Where this came from
The GNH framework was articulated by the Fourth King in the 1970s explicitly as a counterweight to GDP — a development philosophy that valued cultural continuity, spiritual practice, and ecological wellbeing alongside material progress. The 33-indicator survey was designed to measure all nine domains so that no single dimension could mask collapse in another.
The 2015 → 2022 trajectory shows the framework working as a measurement tool — it caught the cultural decline that GDP would have missed. What it didn’t do is prevent the decline. The index says “you’re doing better.” The component data says “the culture you said you valued is fading.” The cultural decline has several drivers: rapid urbanisation (Thimphu’s population grew faster than rural Bhutan combined), youth emigration (paradox #13), shrinking village populations (paradox #14 demographic implosion), screen time displacing community time, English-medium schooling reducing intergenerational language transmission, and the simple time pressure of dual-earner urban households with less time for ritual obligations.
Why this matters now
The 13th FYP commits to GNH-aligned development. But the framework’s value depends on whether it can do more than measure decline — it has to be able to arrest decline. If the index keeps rising while culture keeps falling, GNH becomes a polite headline that papers over the structural change it was designed to resist.

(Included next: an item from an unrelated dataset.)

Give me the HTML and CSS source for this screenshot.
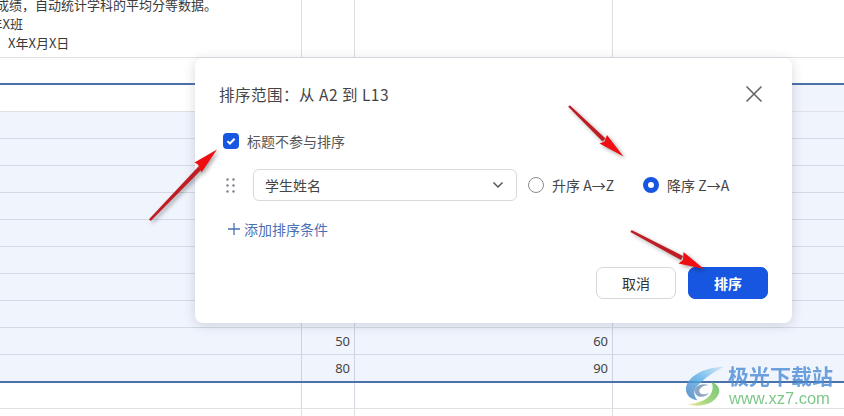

Bhutan is the only country with GNH as a constitutional development principle. If the framework cannot protect what it was built to protect, the rest of the world’s interest in adopting it (Costa Rica, Scotland, New Zealand, UAE have all explored variants) will eventually fade.
What it should be
- A development model that delivers rising living standards without falling cultural participation.
- This is not impossible — Iceland, Estonia, South Korea, and Japan have all rebuilt cultural infrastructure (language schools, festival funding, ritual training) into modern statecraft.
- The choice is whether to fund cultural maintenance the way Bhutan funds hydropower turbines — at scale, with state commitment, treated as critical national infrastructure.
How others do it
- Iceland — national language preservation programme treats Icelandic as critical infrastructure; ~1% of GDP equivalent on cultural preservation
- South Korea — National Intangible Cultural Heritage system designates and stipends cultural-practice holders
- New Zealand — Te Reo Māori revival funded as core education policy; treaty-level commitments
- Estonia — language tech funded as state infrastructure (Estonian as digital-first official language)
- Japan — Living National Treasure designation supports traditional crafts and arts holders
- Bhutan: GNH measures the decline; the budget does not yet fund the reversal
The question we should be sitting with
If the index keeps rising while the things that made Bhutan distinct keep falling, does the index still measure what it was designed to measure? Or has it become a comforting headline that lets us avoid the harder conversation?